3 responses to “Downtown streets: So far it’s talk”

  1. Gordon L. Shadle says:

    Given these are public improvements on public land and CARA uses tax increment financing to pay the bond debt that generates the cash for this project, we must assume that this project will trigger a $6.8M increase in property tax revenues within the whole CARA district.

    Does anyone anywhere seriously think this tax revenue windfall will happen?

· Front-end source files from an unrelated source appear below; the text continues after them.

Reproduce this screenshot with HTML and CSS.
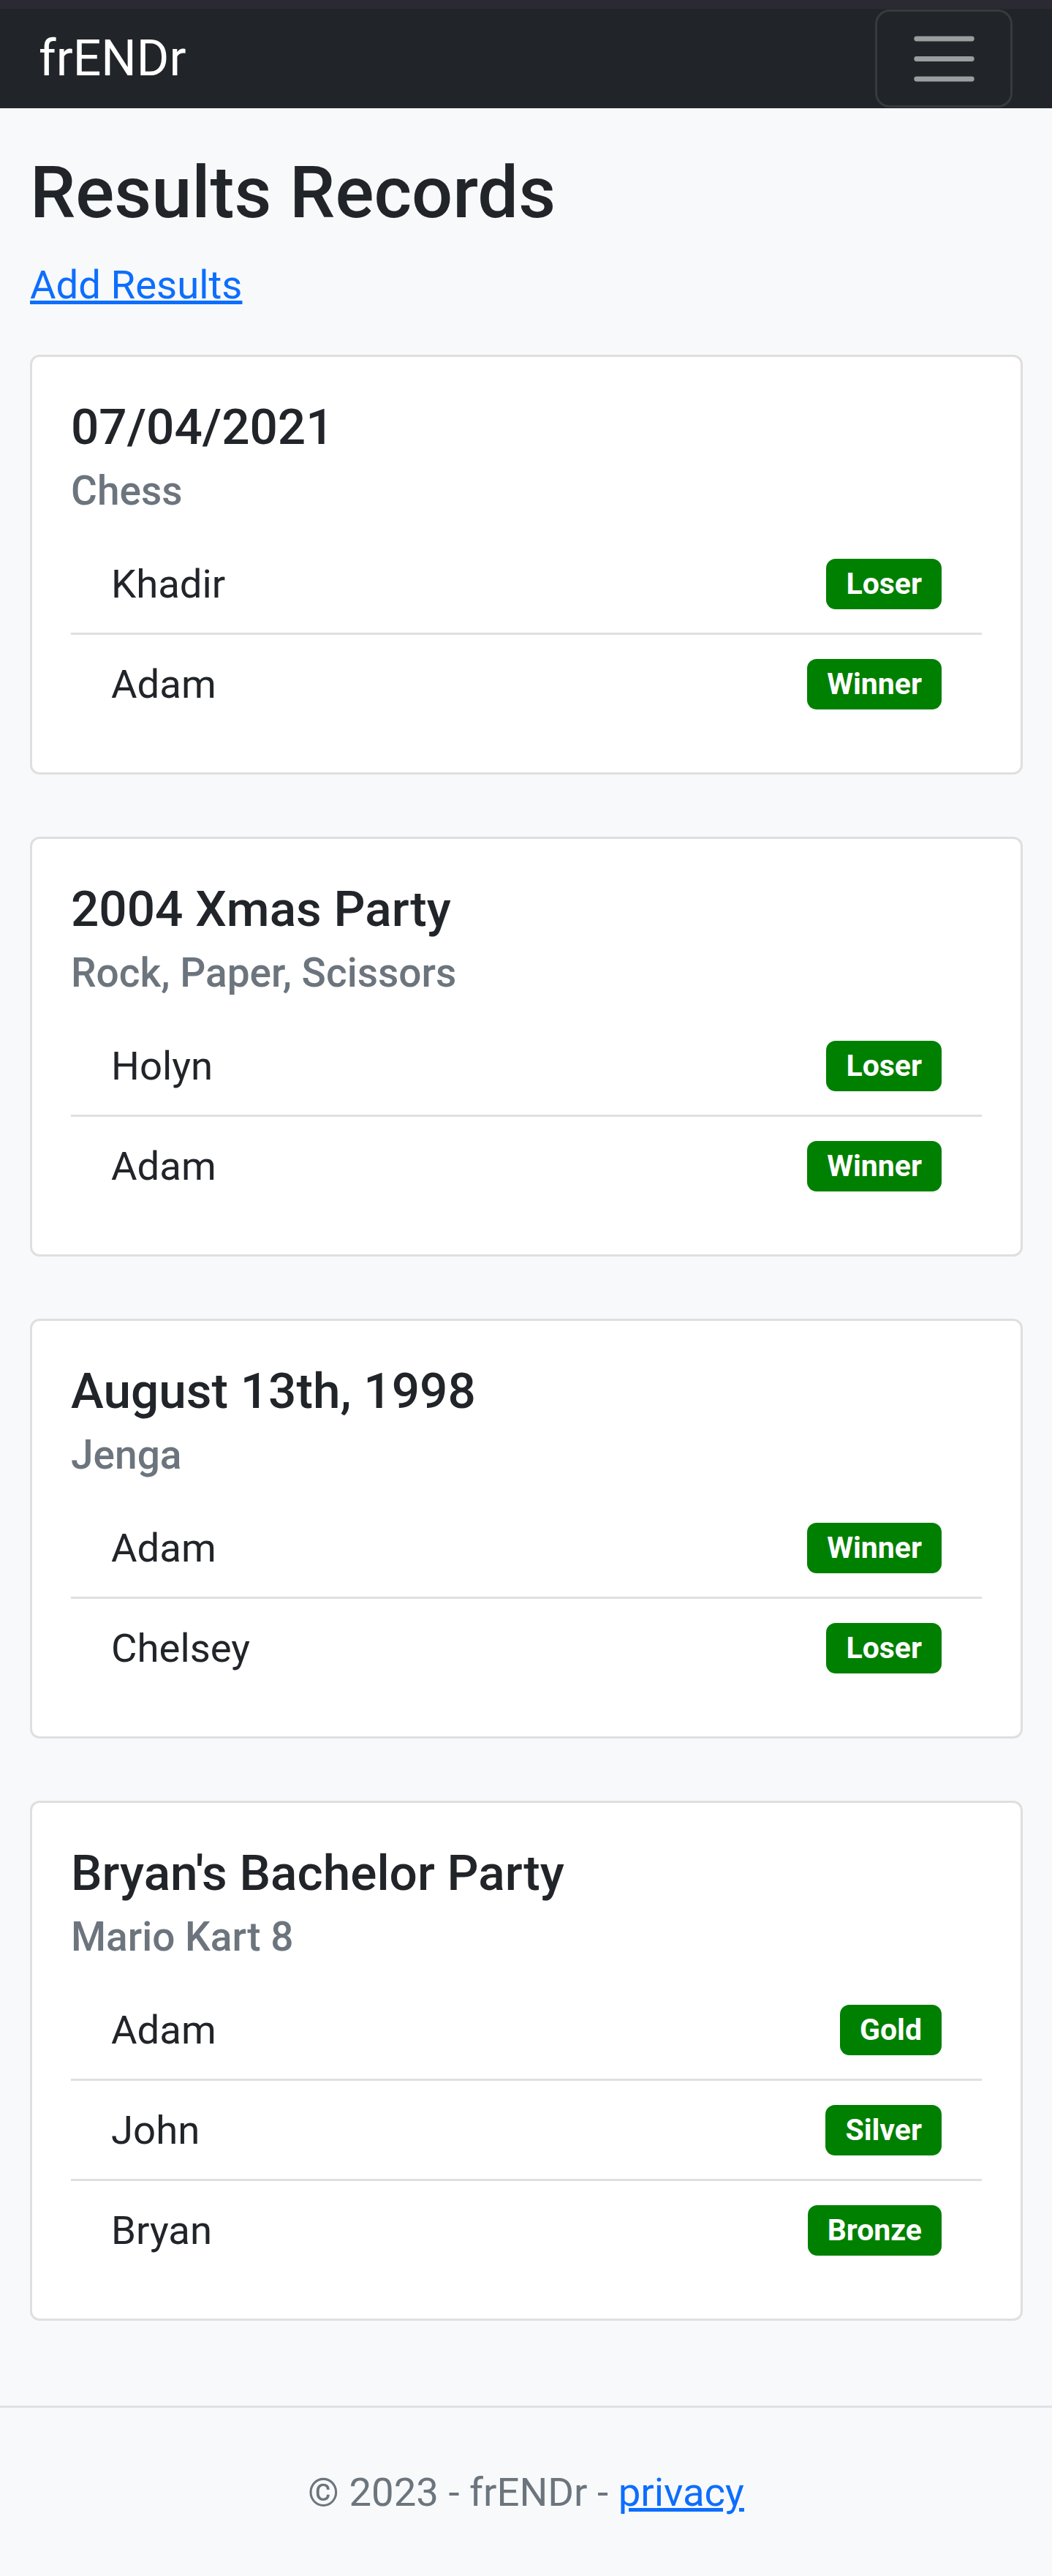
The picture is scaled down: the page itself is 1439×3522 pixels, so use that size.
FILE: index.html
```html
<!DOCTYPE html>
<html lang="en">
<head>
<meta charset="utf-8">
<title>Results Records - frENDr</title>
<link rel="stylesheet" href="styles.css">
</head>
<body>
<div class="topstrip"></div>
<header class="navbar">
  <a class="brand" href="#">frENDr</a>
  <button class="toggler" type="button" aria-label="Toggle navigation">
    <svg viewBox="0 0 30 30" xmlns="http://www.w3.org/2000/svg"><path d="M4 7h22M4 15h22M4 23h22" stroke="#9b9d9f" stroke-width="2" stroke-linecap="round" fill="none"/></svg>
  </button>
</header>
<main class="main">
  <h1 class="page-title">Results Records</h1>
  <p class="add-row"><a href="#">Add Results</a></p>

  <div class="card">
    <h5 class="card-title">07/04/2021</h5>
    <h6 class="card-subtitle">Chess</h6>
    <ul class="list">
      <li class="item"><span>Khadir</span><span class="badge">Loser</span></li>
      <li class="item"><span>Adam</span><span class="badge">Winner</span></li>
    </ul>
  </div>

  <div class="card">
    <h5 class="card-title">2004 Xmas Party</h5>
    <h6 class="card-subtitle">Rock, Paper, Scissors</h6>
    <ul class="list">
      <li class="item"><span>Holyn</span><span class="badge">Loser</span></li>
      <li class="item"><span>Adam</span><span class="badge">Winner</span></li>
    </ul>
  </div>

  <div class="card">
    <h5 class="card-title">August 13th, 1998</h5>
    <h6 class="card-subtitle">Jenga</h6>
    <ul class="list">
      <li class="item"><span>Adam</span><span class="badge">Winner</span></li>
      <li class="item"><span>Chelsey</span><span class="badge">Loser</span></li>
    </ul>
  </div>

  <div class="card">
    <h5 class="card-title">Bryan's Bachelor Party</h5>
    <h6 class="card-subtitle">Mario Kart 8</h6>
    <ul class="list">
      <li class="item"><span>Adam</span><span class="badge">Gold</span></li>
      <li class="item"><span>John</span><span class="badge">Silver</span></li>
      <li class="item"><span>Bryan</span><span class="badge">Bronze</span></li>
    </ul>
  </div>
</main>
<footer class="footer">
  © 2023 - frENDr - <a href="#">privacy</a>
</footer>
</body>
</html>
```
FILE: styles.css
```css
* { box-sizing: border-box; }
html, body { margin: 0; padding: 0; }
body {
  font-family: Roboto, "Liberation Sans", sans-serif;
  font-size: 54.5px;
  line-height: 82px;
  color: #212529;
  background: #f8f9fa;
}
a { color: #0d6efd; }

.topstrip { height: 12px; background: #2b2a33; }
.navbar {
  height: 136px;
  background: #212529;
  display: flex;
  align-items: center;
  justify-content: space-between;
  padding: 0 54px 0 53px;
}
.brand {
  color: #fff;
  font-size: 68px;
  line-height: 102px;
  text-decoration: none;
}
.toggler {
  width: 188px;
  height: 134px;
  border: 3px solid #373b3e;
  border-radius: 20px;
  background: transparent;
  display: flex;
  align-items: center;
  justify-content: center;
  padding: 0;
}
.toggler svg { width: 103px; height: 103px; display: block; }

.main { padding: 57px 40px 31px 41px; }
.page-title {
  font-size: 99px;
  font-weight: 500;
  line-height: 116px;
  margin: 0 0 27px;
}
.add-row { margin: 0 0 55px; }

.card {
  background: #fff;
  border: 3px solid #dfdfdf;
  border-radius: 13px;
  padding: 54px 53px;
  margin-bottom: 85px;
}
.card-title {
  font-size: 67.5px;
  font-weight: 500;
  line-height: 83px;
  margin: 0 0 27px;
}
.card-subtitle {
  font-size: 55px;
  font-weight: 500;
  line-height: 66px;
  color: #6c757d;
  margin: -14px 0 27px;
}
.list { list-style: none; margin: 0; padding: 0; }
.item {
  display: flex;
  align-items: center;
  justify-content: space-between;
  padding: 26px 55px;
  border-bottom: 3px solid #dfdfdf;
}
.item:last-child { border-bottom: 0; }
.badge {
  background: #008000;
  color: #fff;
  font-size: 41px;
  font-weight: 700;
  line-height: 1;
  padding: 14px 27px;
  border-radius: 13px;
}

.footer {
  border-top: 3px solid #dee2e6;
  padding: 74px 0 74px;
  text-align: center;
  color: #6c757d;
}
```
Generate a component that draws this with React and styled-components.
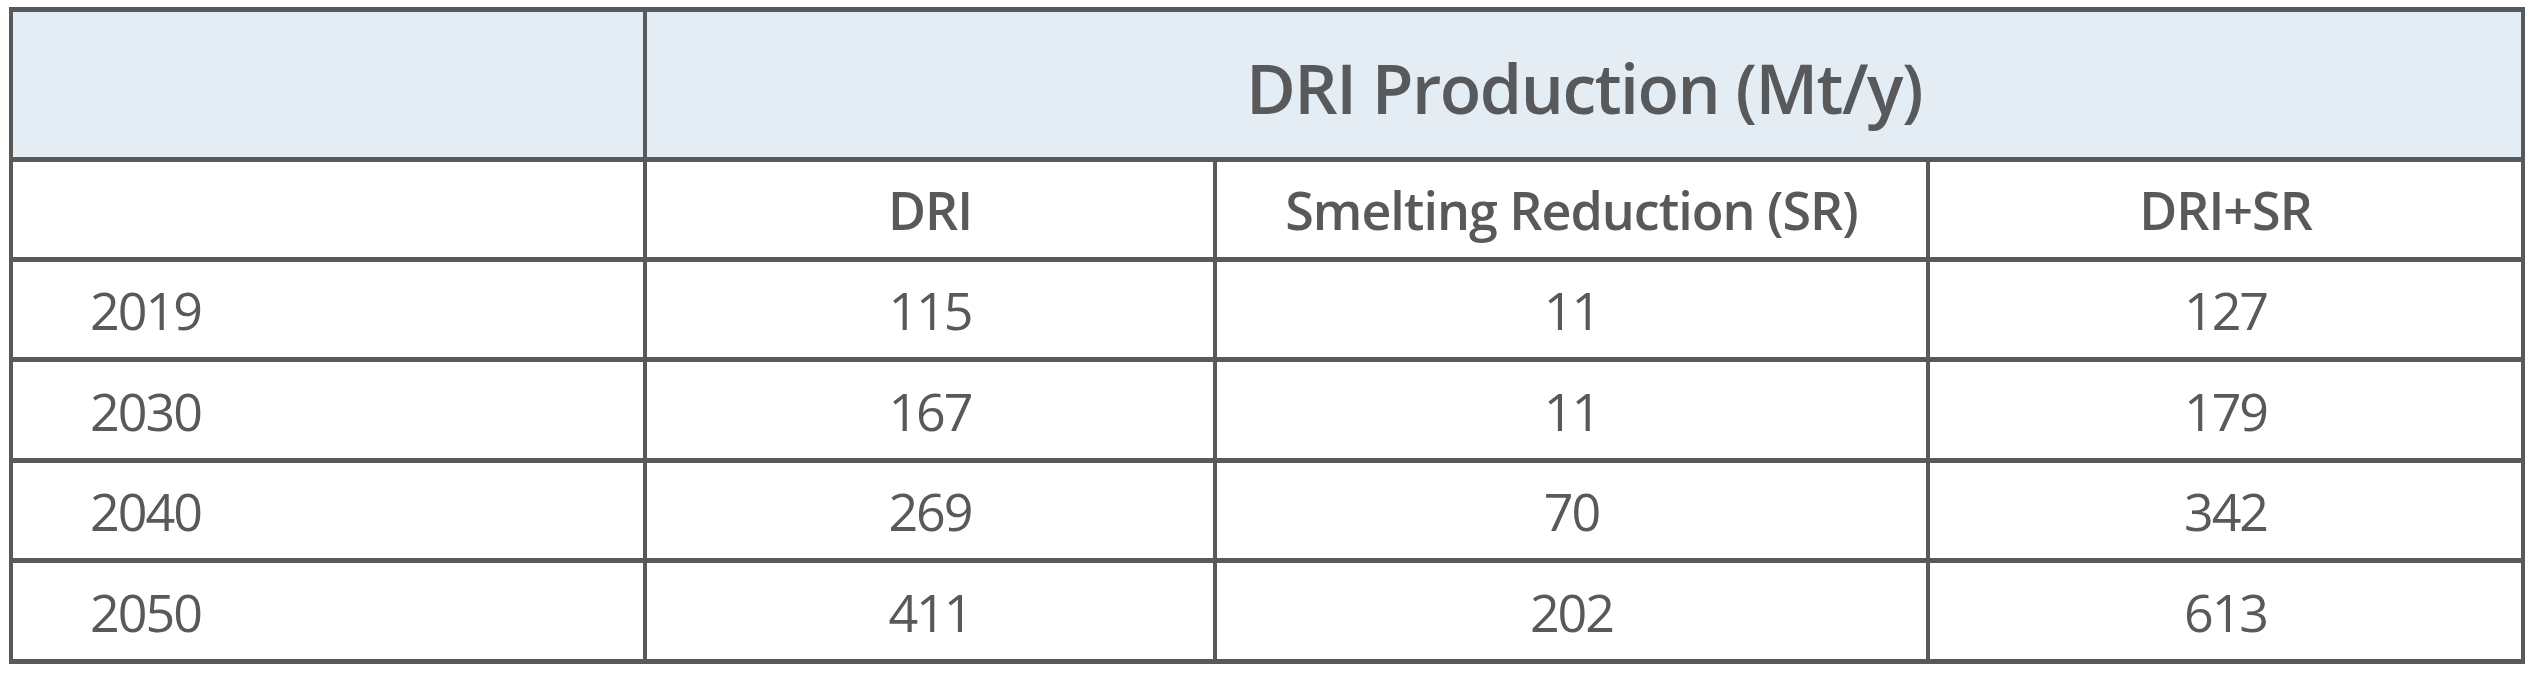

  2. Hazel M. Siebrecht says:

    Have any of these folks been down most of the residential streets in downtown Albany? Third street past Albany Christian School is a teeth-rattling experience. I drive to church via 7th street and it is neat looking but patched and rough. Fifth Street, I believe that’s the one, which goes past Ciddici’s is another disaster. All seems pretty good in downtown but we do have to drive on some of those streets to get there.

  3. Oldtimer says:

    I seldom go downtown to shop. Prices are way too high. Is this going to raise them even higher? I saw Tacos at $1 at the old Gary and Carols, and The Westerner decades prior.
    When I see restaurant’s menus that use 23 without a dollar sign, I am repelled. I don’t make $23 an hour. I pay $5 for a ready to go Pizza at more than one outlet. They are not downtown. I don’t pay $10. I am priced out. Everything has to look old like real French Windows, yet the streets have modern ‘bulb outs’ and new design pedestrian crossings. I seems like money down the drain to me. Was it the City or some civic entity that built the modern monstrosity at the old Ice Plant location on 3rd by Bryant’s Park? That building has been advertising retail space since it was finished. The big building where the old Buzz Saw was has to. Someone is making poor choices.